Nada más regresar el príncipe a Madrid con la faena hecha, le ordenó a Arias que acelerara los trámites de la «Operación Golondrina»: el abandono del Sáhara con toda urgencia. No es de extrañar que Hassan le telefoneara después para felicitarlo y decirle que había estado muy bien. Y hasta es muy posible que Kissinger también le aplaudiera por su gesto y su decidida acción. ¿Gesto? ¿Qué gesto? ¿Acción? ¿Qué decidida acción? El 8 de noviembre, el ministro Carro se humilló como no está en los escritos y se plegó a escribir la increíble carta ya analizada, que Hassan le estuvo dictando para dirigírsela a sí mismo. Y el 14 de noviembre, en el momento culminante de la agonía de Franco, el gobierno firmó el llamado «Acuerdo de Madrid» por el que capitulaba ante Marruecos y Mauritania y les entregaba el control total del Sáhara.

En realidad, la entrega sería tan sólo a Marruecos. Posteriormente, Mauritania, cuya presencia no tenía otro sentido que ser el convidado de piedra, también se alejaría. La salida del Sáhara, sin lucha ni negociación previa, fue absolutamente ignominiosa. Además de una humillación para un Ejército que estaba dispuesto a combatir por la dignidad de un gobierno absolutamente indigno. Y abandonar a su suerte a los saharauis —es decir, a la voluntad de un sátrapa como lo era aquel rey moro—, una completa traición. Ignominia y traición que se ha venido perpetuando durante todos estos años por parte de casi toda la clase política española con sus colores variopintos de gobierno y de oposición.
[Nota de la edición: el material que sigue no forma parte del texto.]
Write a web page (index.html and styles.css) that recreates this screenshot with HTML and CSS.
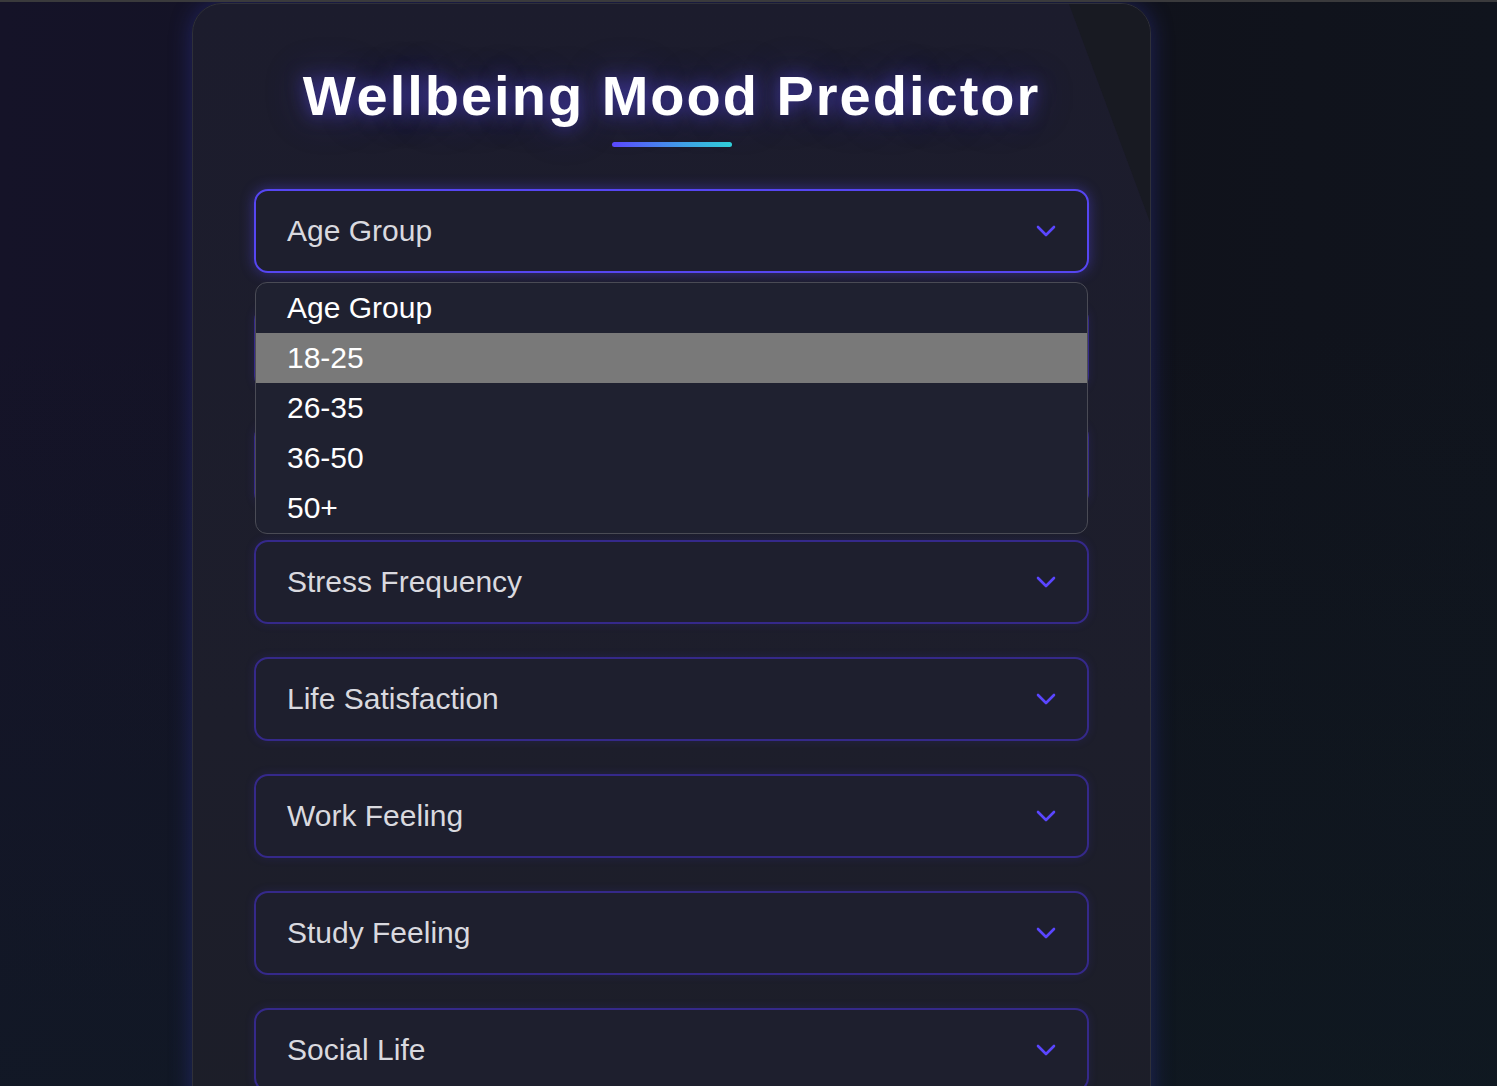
FILE: index.html
```html
<!DOCTYPE html>
<html lang="en">
<head>
<meta charset="utf-8">
<title>Wellbeing Mood Predictor</title>
<link rel="stylesheet" href="styles.css">
</head>
<body>
<div class="page">
  <main class="card">
    <h1 class="title">Wellbeing Mood Predictor</h1>
    <div class="title-bar"></div>
    <form class="form">
      <div class="field">
        <div class="select select--focused">
          <span class="select-label">Age Group</span>
          <svg class="chevron" width="22" height="14" viewBox="0 0 22 14"><polyline points="3,3 11,11 19,3"/></svg>
        </div>
        <ul class="dropdown">
          <li class="option">Age Group</li>
          <li class="option option--active">18-25</li>
          <li class="option">26-35</li>
          <li class="option">36-50</li>
          <li class="option">50+</li>
        </ul>
      </div>
      <div class="field field--covered">
        <div class="select">
          <span class="select-label">Gender</span>
          <svg class="chevron" width="22" height="14" viewBox="0 0 22 14"><polyline points="3,3 11,11 19,3"/></svg>
        </div>
      </div>
      <div class="field field--covered">
        <div class="select">
          <span class="select-label">Sleep Quality</span>
          <svg class="chevron" width="22" height="14" viewBox="0 0 22 14"><polyline points="3,3 11,11 19,3"/></svg>
        </div>
      </div>
      <div class="field">
        <div class="select">
          <span class="select-label">Stress Frequency</span>
          <svg class="chevron" width="22" height="14" viewBox="0 0 22 14"><polyline points="3,3 11,11 19,3"/></svg>
        </div>
      </div>
      <div class="field">
        <div class="select">
          <span class="select-label">Life Satisfaction</span>
          <svg class="chevron" width="22" height="14" viewBox="0 0 22 14"><polyline points="3,3 11,11 19,3"/></svg>
        </div>
      </div>
      <div class="field">
        <div class="select">
          <span class="select-label">Work Feeling</span>
          <svg class="chevron" width="22" height="14" viewBox="0 0 22 14"><polyline points="3,3 11,11 19,3"/></svg>
        </div>
      </div>
      <div class="field">
        <div class="select">
          <span class="select-label">Study Feeling</span>
          <svg class="chevron" width="22" height="14" viewBox="0 0 22 14"><polyline points="3,3 11,11 19,3"/></svg>
        </div>
      </div>
      <div class="field">
        <div class="select">
          <span class="select-label">Social Life</span>
          <svg class="chevron" width="22" height="14" viewBox="0 0 22 14"><polyline points="3,3 11,11 19,3"/></svg>
        </div>
      </div>
    </form>
  </main>
</div>
</body>
</html>
```
FILE: styles.css
```css
* { box-sizing: border-box; }

html, body {
  height: 100%;
}

body {
  margin: 0;
  overflow: hidden;
  font-family: "Liberation Sans", Arial, sans-serif;
  border-top: 2px solid #3a3a3c;
  background:
    linear-gradient(180deg, rgba(15, 27, 34, 0) 30%, rgba(15, 28, 36, 0.55) 100%),
    linear-gradient(90deg, #151328 0%, #141326 15%, #12121f 50%, #10121b 75%, #10141d 100%);
}

.page {
  display: flex;
  padding-left: 192px;
  padding-top: 1px;
}

.card {
  position: relative;
  width: 959px;
  min-height: 1200px;
  padding: 58px 61px 0;
  border: 1px solid #2f3039;
  border-radius: 30px;
  background: linear-gradient(180deg, #1c1c2d 0%, #1d1e2b 60%, #1c1e28 100%);
  box-shadow: 0 0 22px rgba(48, 56, 170, 0.45);
  overflow: hidden;
}

.card::before {
  content: "";
  position: absolute;
  inset: 0;
  background: #181a22;
  clip-path: polygon(876px 0, 100% 0, 100% 218px);
  pointer-events: none;
}

.title {
  position: relative;
  margin: 0;
  font-size: 56px;
  line-height: 1.2;
  font-weight: 700;
  letter-spacing: 2px;
  text-align: center;
  color: #ffffff;
  text-shadow: 0 0 18px rgba(96, 80, 255, 0.55), 0 0 40px rgba(80, 64, 220, 0.35);
}

.title-bar {
  position: relative;
  width: 120px;
  height: 5px;
  margin: 13px auto 0;
  border-radius: 3px;
  background: linear-gradient(90deg, #5a47ff 0%, #3fa0e6 60%, #2fcfd8 100%);
}

.form {
  position: relative;
  display: flex;
  flex-direction: column;
  gap: 33px;
  margin-top: 42px;
}

.field {
  position: relative;
}

.select {
  display: flex;
  align-items: center;
  justify-content: space-between;
  height: 84px;
  padding: 0 30px 0 31px;
  border: 2px solid #35298a;
  border-radius: 14px;
  background: #1e1f2e;
  box-shadow: 0 0 10px rgba(70, 55, 200, 0.18);
  color: #d9d9df;
  font-size: 30px;
}

.select--focused {
  border-color: #5646f2;
  box-shadow: 0 0 14px rgba(86, 70, 242, 0.45);
}

.chevron {
  display: block;
  fill: none;
  stroke: #5a46ff;
  stroke-width: 2.6;
  stroke-linecap: round;
  stroke-linejoin: round;
}

.dropdown {
  position: absolute;
  z-index: 5;
  top: calc(100% + 9px);
  left: 1px;
  right: 1px;
  margin: 0;
  padding: 0;
  list-style: none;
  border: 1px solid #4a4b55;
  border-radius: 12px;
  background: #1f2130;
  overflow: hidden;
}

.option {
  display: flex;
  align-items: center;
  height: 50px;
  padding-left: 31px;
  color: #ffffff;
  font-size: 30px;
}

.option--active {
  background: #797979;
}
```
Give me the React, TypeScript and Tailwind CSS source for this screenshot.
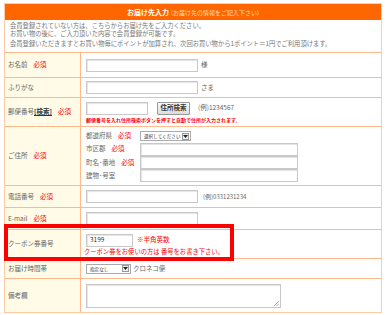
import React from 'react';

const font = { fontFamily: '"Noto Sans CJK JP", "Noto Sans", sans-serif' };

function Req() {
  return <span className="ml-[6px] text-[#ff0000]">必須</span>;
}

function Box({ w, value }: { w: string; value?: string }) {
  return (
    <div className={`${w} h-[13px] border border-[#c8c8c8] bg-white shadow-[inset_1px_1px_1px_#e4e4e4] flex items-center px-[3px] text-[6.5px] text-[#333]`}>
      {value}
    </div>
  );
}

function Select({ w, label }: { w: string; label: string }) {
  return (
    <div className={`${w} h-[10px] border border-[#aaa] bg-white flex items-center justify-between pl-[3px] pr-[1px] text-[4.6px] leading-[6px] text-[#333] whitespace-nowrap`}>
      <span>{label}</span>
      <span className="w-[7px] h-[7px] shrink-0 border border-[#999] bg-[#eee] flex items-center justify-center">
        <svg width="5" height="3" viewBox="0 0 5 3"><path d="M0 0h5L2.5 3z" fill="#222" /></svg>
      </span>
    </div>
  );
}

function Row({ h, label, children }: { h: string; label: React.ReactNode; children: React.ReactNode }) {
  return (
    <div className={`flex ${h} border-b border-[#ffb98a] last:border-b-0`}>
      <div className="w-[76px] shrink-0 bg-[#fffbe6] border-r border-[#ffb98a] flex items-center pl-[3px] text-[6.5px] text-[#666]">
        {label}
      </div>
      <div className="flex-1 pl-[5px] flex flex-col justify-center">{children}</div>
    </div>
  );
}

export default function App() {
  return (
    <div className="w-[387px] h-[315px] bg-white relative" style={font}>
      <div className="absolute left-[4px] top-[3px] w-[378px] border border-[#ffc9a3]">
        <div className="h-[16px] bg-[#ff6600] flex items-center justify-center text-white">
          <span className="text-[7px] font-bold">お届け先入力</span>
          <span className="ml-[2px] text-[6px] text-[#ffd9bf]">(お届け先の情報をご記入下さい)</span>
        </div>
        <div className="h-[33px] border-b border-[#ffb98a] px-[5px] pt-[2px] text-[6.3px] text-[#777] leading-[8px]">
          <p>会員登録されていない方は、こちらからお届け先をご入力ください。</p>
          <p>お買い物の後に、ご入力頂いた内容で会員登録が可能です。</p>
          <p className="mt-[2px]">会員登録いただきますとお買い物毎にポイントが加算され、次回お買い物から1ポイント＝1円でご利用頂けます。</p>
        </div>

        <Row h="h-[25px]" label={<>お名前<Req /></>}>
          <div className="flex items-center gap-[3px] text-[6.5px] text-[#666]">
            <Box w="w-[112px]" />様
          </div>
        </Row>

        <Row h="h-[20px]" label="ふりがな">
          <div className="flex items-center gap-[3px] text-[6.5px] text-[#666]">
            <Box w="w-[112px]" />さま
          </div>
        </Row>

        <Row
          h="h-[29px]"
          label={
            <>
              郵便番号<span className="font-bold text-[#333] underline">[検索]</span>
              <Req />
            </>
          }
        >
          <div className="flex items-center text-[6.5px] text-[#666]">
            <Box w="w-[62px]" />
            <div className="ml-[9px] w-[33px] h-[13px] border border-[#999] rounded-[1px] bg-gradient-to-b from-[#fafafa] to-[#dcdcdc] flex items-center justify-center text-[6.5px] font-bold text-[#333]">
              住所検索
            </div>
            <span className="ml-[8px]">(例)1234567</span>
          </div>
          <div className="mt-[2px] text-[5px] font-bold text-[#ff0000] leading-[6px]">
            郵便番号を入れ住所検索ボタンを押すと自動で住所が入力されます。
          </div>
        </Row>

        <Row h="h-[59px]" label={<>ご住所<Req /></>}>
          <div className="flex flex-col gap-[1.3px] text-[6.5px] text-[#666]">
            <div className="flex items-center h-[12px]">
              <span className="w-[54px]">都道府県<Req /></span>
              <Select w="w-[51px]" label="選択してください" />
            </div>
            <div className="flex items-center h-[12px]">
              <span className="w-[54px]">市区郡<Req /></span>
              <Box w="w-[158px]" />
            </div>
            <div className="flex items-center h-[12px]">
              <span className="w-[54px]">町名･番地<Req /></span>
              <Box w="w-[158px]" />
            </div>
            <div className="flex items-center h-[12px]">
              <span className="w-[54px]">建物･号室</span>
              <Box w="w-[158px]" />
            </div>
          </div>
        </Row>

        <Row h="h-[22px]" label={<>電話番号<Req /></>}>
          <div className="flex items-center gap-[5px] text-[6px] text-[#666]">
            <Box w="w-[112px]" />(例)0331231234
          </div>
        </Row>

        <Row h="h-[22px]" label={<>E-mail<Req /></>}>
          <Box w="w-[112px]" />
        </Row>

        <Row h="h-[29px]" label="クーポン券番号">
          <div className="flex items-center gap-[4px] text-[6.5px] text-[#ff0000]">
            <Box w="w-[47px]" value="3199" />※半角英数
          </div>
          <div className="mt-[1px] -ml-[2px] text-[6.3px] text-[#ff0000] leading-[7px]">
            クーポン券をお使いの方は 番号をお書き下さい。
          </div>
        </Row>

        <Row h="h-[20px]" label="お届け時間帯">
          <div className="flex items-center gap-[2px] text-[6.5px] text-[#666]">
            <Select w="w-[45px]" label="指定なし" />クロネコ便
          </div>
        </Row>

        <Row h="h-[33px]" label="備考欄">
          <div className="relative w-[195px] h-[24px] border border-[#c8c8c8] shadow-[inset_1px_1px_1px_#e4e4e4]">
            <svg className="absolute right-[1px] bottom-[1px]" width="5" height="5" viewBox="0 0 5 5">
              <path d="M5 0L0 5M5 2.5L2.5 5" stroke="#999" strokeWidth="0.8" />
            </svg>
          </div>
        </Row>
      </div>

      <div className="absolute left-[4px] top-[224px] w-[230px] h-[37px] border-4 border-[#ff0000]" />
    </div>
  );
}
¿Por qué al príncipe le hicieron creer que era mejor una salida humillante que la dignidad con lucha? ¿Quién fabricó la especie de que lo mejor era atornillar al Ejército, maniatarlo, porque un ejército victorioso hubiera sido negativo para el futuro rey? La historia contemporánea española, incluso desde la edad moderna, está trufada de malos y débiles políticos, y de pusilánimes e incapaces monarcas. Sobran los ejemplos. Por eso se lanzan frases para la propaganda que justifiquen hechos infames que después pretenderán imponerse como verdades absolutas. Ése es el estigma de la mala política, de los gobernantes mediocres. Lo cierto es que en la crisis del Sáhara, don Juan Carlos, incomprensiblemente, no confió en su Ejército. Ese Ejército que demostraría serle fiel y leal posteriormente, durante su reinado.